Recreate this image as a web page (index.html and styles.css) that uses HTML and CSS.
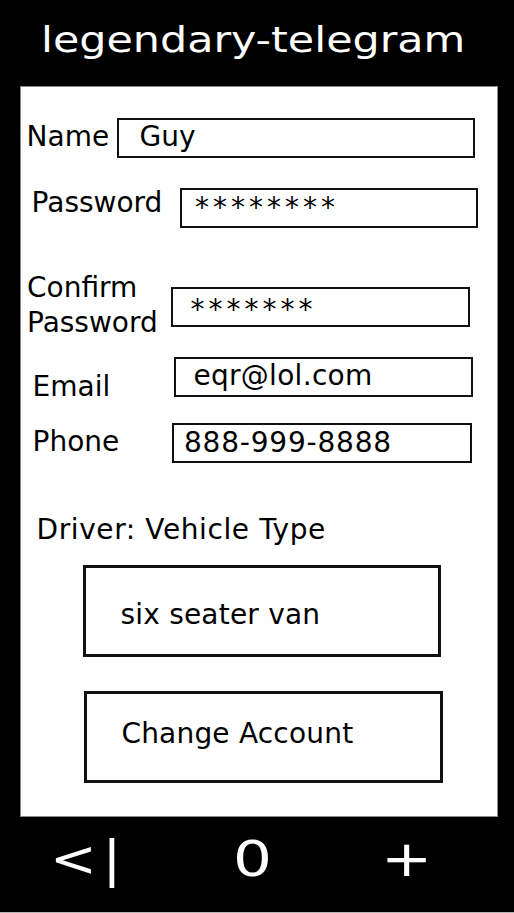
FILE: index.html
```html
<!DOCTYPE html>
<html lang="en">
<head>
<meta charset="utf-8">
<title>legendary-telegram</title>
<link rel="stylesheet" href="styles.css">
</head>
<body>
<div class="screen">
  <header class="header"><span class="title">legendary-telegram</span></header>
  <main class="panel">
    <div class="row row-name">
      <div class="label">Name</div>
      <div class="field">Guy</div>
    </div>
    <div class="row row-pass">
      <div class="label">Password</div>
      <div class="field stars">********</div>
    </div>
    <div class="row row-confirm">
      <div class="label">Confirm<br>Password</div>
      <div class="field stars">*******</div>
    </div>
    <div class="row row-email">
      <div class="label">Email</div>
      <div class="field">eqr@lol.com</div>
    </div>
    <div class="row row-phone">
      <div class="label">Phone</div>
      <div class="field phone">888-999-8888</div>
    </div>
    <div class="driver">Driver: Vehicle Type</div>
    <div class="btn btn-vehicle">six seater van</div>
    <div class="btn btn-account">Change Account</div>
  </main>
  <nav class="nav">
    <span class="nav-item nav-back">&lt;|</span>
    <span class="nav-item nav-home">0</span>
    <span class="nav-item nav-add">+</span>
  </nav>
</div>
</body>
</html>
```
FILE: styles.css
```css
* { box-sizing: border-box; }
html, body { margin: 0; padding: 0; background: #000; }
body {
  width: 514px;
  height: 913px;
  overflow: hidden;
  font-family: "DejaVu Sans", Verdana, sans-serif;
  color: #000;
}
.screen { width: 514px; height: 913px; display: flex; flex-direction: column; overflow: hidden; }

.header {
  flex: none;
  height: 86px;
  padding: 19.5px 0 0 41px;
  font-size: 36px;
  line-height: 40px;
  color: #fff;
  overflow: hidden;
}
.title { display: inline-block; transform: scaleX(1.19); transform-origin: 0 50%; }

.panel {
  flex: none;
  margin: 0 16px 0 20px;
  height: 731px;
  background: #fff;
  box-shadow: inset 0 0 0 1px #8a8a8a;
  font-size: 28px;
  line-height: 32px;
  display: flex;
  flex-direction: column;
}

.row { display: flex; align-items: flex-start; flex: none; }
.label { flex: none; white-space: nowrap; }
.field {
  flex: none;
  height: 40px;
  border: 2px solid #111;
  white-space: nowrap;
}
.stars { letter-spacing: 4px; }
.phone { letter-spacing: 0.8px; }

.row-name { margin-top: 32px; height: 40px; }
.row-name .label { margin: 3.3px 0 0 6.6px; width: 90.4px; }
.row-name .field { width: 358px; padding: 1.3px 0 0 20.5px; }

.row-pass { margin-top: 29px; height: 41px; }
.row-pass .label { margin: 0 0 0 11.6px; width: 148.4px; }
.row-pass .field { margin-top: 1px; width: 298px; padding: 2.3px 0 0 13px; }

.row-confirm { margin-top: 41.8px; height: 70px; }
.row-confirm .label { margin: 0 0 0 7px; width: 144px; line-height: 35px; }
.row-confirm .field { margin-top: 17.2px; width: 299px; padding: 5px 0 0 17.5px; }

.row-email { margin-top: 17.2px; height: 46.3px; }
.row-email .label { margin: 14.3px 0 0 12.6px; width: 141.4px; }
.row-email .field { width: 299px; padding: 1px 0 0 17.4px; letter-spacing: 0.3px; }

.row-phone { margin-top: 19.7px; height: 40px; }
.row-phone .label { margin: 3.3px 0 0 12.6px; width: 139.4px; }
.row-phone .field { width: 300px; padding: 2.3px 0 0 10px; }

.driver { margin: 51.3px 0 0 16.5px; height: 32px; flex: none; letter-spacing: 0.6px; }

.btn {
  flex: none;
  height: 92px;
  border: 3px solid #111;
  white-space: nowrap;
}
.btn-vehicle { margin: 18.7px 0 0 63px; width: 358px; padding: 31.3px 0 0 34.5px; letter-spacing: 0.2px; }
.btn-account { margin: 34px 0 0 64px; width: 359px; padding: 24.3px 0 0 34.4px; letter-spacing: 0.2px; }

.nav {
  flex: none;
  height: 96px;
  padding-left: 50px;
  display: grid;
  grid-template-columns: 183px 147.6px 100px;
  align-items: start;
  font-size: 49px;
  line-height: 86px;
  color: #fff;
  border-bottom: 1px solid #b5b5b5;
  overflow: hidden;
}
.nav-item { display: inline-block; transform-origin: 0 50%; white-space: nowrap; }
.nav-back { transform: scaleX(1.14); letter-spacing: 5px; }
.nav-home { transform: scaleX(1.25); }
.nav-add { transform: scaleX(1.25); }
```
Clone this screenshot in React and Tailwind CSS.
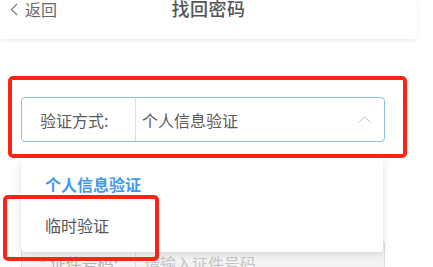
export default function App() {
  return (
    <div className="relative w-[433px] h-[267px] overflow-hidden bg-white font-['Noto_Sans_CJK_SC',sans-serif] text-[#555]">
      <header className="h-[39px] w-[417px] bg-white shadow-[0_2px_4px_rgba(0,0,0,0.07)]">
        <div className="relative h-[18px] flex items-center justify-center">
          <div className="absolute left-[10px] top-0 h-[18px] flex items-center gap-[7px] text-[16px] text-[#666]">
            <svg width="8" height="13" viewBox="0 0 8 13" fill="none">
              <path d="M7 1 L1.5 6.5 L7 12" stroke="#777" strokeWidth="1.1" />
            </svg>
            <span className="leading-none">返回</span>
          </div>
          <h1 className="text-[18px] font-medium leading-none text-[#555] tracking-[0.5px] -mt-[2px]">找回密码</h1>
        </div>
      </header>

      <div className="px-[21px] pt-[58px] w-[406px]">
        <div className="h-[45px] flex items-center border border-[#8fbfe2] rounded-[4px] bg-white">
          <div className="w-[114px] h-full flex items-center pl-[18px] border-r border-[#dcdcdc] text-[16px] text-[#5a5a5a]">
            验证方式:
          </div>
          <div className="flex-1 flex items-center justify-between pl-[6px] pr-[13px] text-[16px] text-[#5a5a5a]">
            <span>个人信息验证</span>
            <svg width="13" height="7" viewBox="0 0 13 7" fill="none">
              <path d="M0.5 6.5 L6.5 0.7 L12.5 6.5" stroke="#c4c4c4" strokeWidth="1" />
            </svg>
          </div>
        </div>

        <div className="mt-[98px] h-[45px] flex items-center border border-[#dcdcdc] rounded-[4px] bg-[#f3f3f3]">
          <div className="w-[114px] h-full flex items-center justify-center border-r border-[#dcdcdc] text-[16px] text-[#b5b5b5]">
            * 证件号码:
          </div>
          <div className="flex-1 pl-[8px] text-[16px] text-[#c5c5c5]">请输入证件号码</div>
        </div>
      </div>

      <div className="absolute left-[21px] top-[158px] w-[362px] h-[94px] bg-white rounded-[4px] shadow-[0_2px_8px_rgba(0,0,0,0.12)] pt-[5px]">
        <div className="h-[41px] flex items-center pl-[24px] text-[16px] font-bold text-[#3f9ae8]">个人信息验证</div>
        <div className="h-[41px] flex items-center pl-[24px] text-[16px] text-[#555]">临时验证</div>
      </div>

      <div className="absolute left-[8px] top-[76px] w-[399px] h-[82px] border-[4px] border-[#fa2415] rounded-[5px]"></div>
      <div className="absolute left-[3px] top-[195px] w-[156px] h-[66px] border-[4px] border-[#fa2415] rounded-[5px]"></div>
    </div>
  );
}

Task instructions: Can you retype every record above exactly, leaving out the pictures?

Solution:
Recreate this image as a web page (index.html and styles.css) that uses HTML and CSS.
FILE: index.html
```html
<!DOCTYPE html>
<html lang="en">
<head>
<meta charset="utf-8">
<title>legendary-telegram</title>
<link rel="stylesheet" href="styles.css">
</head>
<body>
<div class="screen">
  <header class="header"><span class="title">legendary-telegram</span></header>
  <main class="panel">
    <div class="row row-name">
      <div class="label">Name</div>
      <div class="field">Guy</div>
    </div>
    <div class="row row-pass">
      <div class="label">Password</div>
      <div class="field stars">********</div>
    </div>
    <div class="row row-confirm">
      <div class="label">Confirm<br>Password</div>
      <div class="field stars">*******</div>
    </div>
    <div class="row row-email">
      <div class="label">Email</div>
      <div class="field">eqr@lol.com</div>
    </div>
    <div class="row row-phone">
      <div class="label">Phone</div>
      <div class="field phone">888-999-8888</div>
    </div>
    <div class="driver">Driver: Vehicle Type</div>
    <div class="btn btn-vehicle">six seater van</div>
    <div class="btn btn-account">Change Account</div>
  </main>
  <nav class="nav">
    <span class="nav-item nav-back">&lt;|</span>
    <span class="nav-item nav-home">0</span>
    <span class="nav-item nav-add">+</span>
  </nav>
</div>
</body>
</html>
```
FILE: styles.css
```css
* { box-sizing: border-box; }
html, body { margin: 0; padding: 0; background: #000; }
body {
  width: 514px;
  height: 913px;
  overflow: hidden;
  font-family: "DejaVu Sans", Verdana, sans-serif;
  color: #000;
}
.screen { width: 514px; height: 913px; display: flex; flex-direction: column; overflow: hidden; }

.header {
  flex: none;
  height: 86px;
  padding: 19.5px 0 0 41px;
  font-size: 36px;
  line-height: 40px;
  color: #fff;
  overflow: hidden;
}
.title { display: inline-block; transform: scaleX(1.19); transform-origin: 0 50%; }

.panel {
  flex: none;
  margin: 0 16px 0 20px;
  height: 731px;
  background: #fff;
  box-shadow: inset 0 0 0 1px #8a8a8a;
  font-size: 28px;
  line-height: 32px;
  display: flex;
  flex-direction: column;
}

.row { display: flex; align-items: flex-start; flex: none; }
.label { flex: none; white-space: nowrap; }
.field {
  flex: none;
  height: 40px;
  border: 2px solid #111;
  white-space: nowrap;
}
.stars { letter-spacing: 4px; }
.phone { letter-spacing: 0.8px; }

.row-name { margin-top: 32px; height: 40px; }
.row-name .label { margin: 3.3px 0 0 6.6px; width: 90.4px; }
.row-name .field { width: 358px; padding: 1.3px 0 0 20.5px; }

.row-pass { margin-top: 29px; height: 41px; }
.row-pass .label { margin: 0 0 0 11.6px; width: 148.4px; }
.row-pass .field { margin-top: 1px; width: 298px; padding: 2.3px 0 0 13px; }

.row-confirm { margin-top: 41.8px; height: 70px; }
.row-confirm .label { margin: 0 0 0 7px; width: 144px; line-height: 35px; }
.row-confirm .field { margin-top: 17.2px; width: 299px; padding: 5px 0 0 17.5px; }

.row-email { margin-top: 17.2px; height: 46.3px; }
.row-email .label { margin: 14.3px 0 0 12.6px; width: 141.4px; }
.row-email .field { width: 299px; padding: 1px 0 0 17.4px; letter-spacing: 0.3px; }

.row-phone { margin-top: 19.7px; height: 40px; }
.row-phone .label { margin: 3.3px 0 0 12.6px; width: 139.4px; }
.row-phone .field { width: 300px; padding: 2.3px 0 0 10px; }

.driver { margin: 51.3px 0 0 16.5px; height: 32px; flex: none; letter-spacing: 0.6px; }

.btn {
  flex: none;
  height: 92px;
  border: 3px solid #111;
  white-space: nowrap;
}
.btn-vehicle { margin: 18.7px 0 0 63px; width: 358px; padding: 31.3px 0 0 34.5px; letter-spacing: 0.2px; }
.btn-account { margin: 34px 0 0 64px; width: 359px; padding: 24.3px 0 0 34.4px; letter-spacing: 0.2px; }

.nav {
  flex: none;
  height: 96px;
  padding-left: 50px;
  display: grid;
  grid-template-columns: 183px 147.6px 100px;
  align-items: start;
  font-size: 49px;
  line-height: 86px;
  color: #fff;
  border-bottom: 1px solid #b5b5b5;
  overflow: hidden;
}
.nav-item { display: inline-block; transform-origin: 0 50%; white-space: nowrap; }
.nav-back { transform: scaleX(1.14); letter-spacing: 5px; }
.nav-home { transform: scaleX(1.25); }
.nav-add { transform: scaleX(1.25); }
```
Clone this screenshot in React and Tailwind CSS.
export default function App() {
  return (
    <div className="relative w-[433px] h-[267px] overflow-hidden bg-white font-['Noto_Sans_CJK_SC',sans-serif] text-[#555]">
      <header className="h-[39px] w-[417px] bg-white shadow-[0_2px_4px_rgba(0,0,0,0.07)]">
        <div className="relative h-[18px] flex items-center justify-center">
          <div className="absolute left-[10px] top-0 h-[18px] flex items-center gap-[7px] text-[16px] text-[#666]">
            <svg width="8" height="13" viewBox="0 0 8 13" fill="none">
              <path d="M7 1 L1.5 6.5 L7 12" stroke="#777" strokeWidth="1.1" />
            </svg>
            <span className="leading-none">返回</span>
          </div>
          <h1 className="text-[18px] font-medium leading-none text-[#555] tracking-[0.5px] -mt-[2px]">找回密码</h1>
        </div>
      </header>

      <div className="px-[21px] pt-[58px] w-[406px]">
        <div className="h-[45px] flex items-center border border-[#8fbfe2] rounded-[4px] bg-white">
          <div className="w-[114px] h-full flex items-center pl-[18px] border-r border-[#dcdcdc] text-[16px] text-[#5a5a5a]">
            验证方式:
          </div>
          <div className="flex-1 flex items-center justify-between pl-[6px] pr-[13px] text-[16px] text-[#5a5a5a]">
            <span>个人信息验证</span>
            <svg width="13" height="7" viewBox="0 0 13 7" fill="none">
              <path d="M0.5 6.5 L6.5 0.7 L12.5 6.5" stroke="#c4c4c4" strokeWidth="1" />
            </svg>
          </div>
        </div>

        <div className="mt-[98px] h-[45px] flex items-center border border-[#dcdcdc] rounded-[4px] bg-[#f3f3f3]">
          <div className="w-[114px] h-full flex items-center justify-center border-r border-[#dcdcdc] text-[16px] text-[#b5b5b5]">
            * 证件号码:
          </div>
          <div className="flex-1 pl-[8px] text-[16px] text-[#c5c5c5]">请输入证件号码</div>
        </div>
      </div>

      <div className="absolute left-[21px] top-[158px] w-[362px] h-[94px] bg-white rounded-[4px] shadow-[0_2px_8px_rgba(0,0,0,0.12)] pt-[5px]">
        <div className="h-[41px] flex items-center pl-[24px] text-[16px] font-bold text-[#3f9ae8]">个人信息验证</div>
        <div className="h-[41px] flex items-center pl-[24px] text-[16px] text-[#555]">临时验证</div>
      </div>

      <div className="absolute left-[8px] top-[76px] w-[399px] h-[82px] border-[4px] border-[#fa2415] rounded-[5px]"></div>
      <div className="absolute left-[3px] top-[195px] w-[156px] h-[66px] border-[4px] border-[#fa2415] rounded-[5px]"></div>
    </div>
  );
}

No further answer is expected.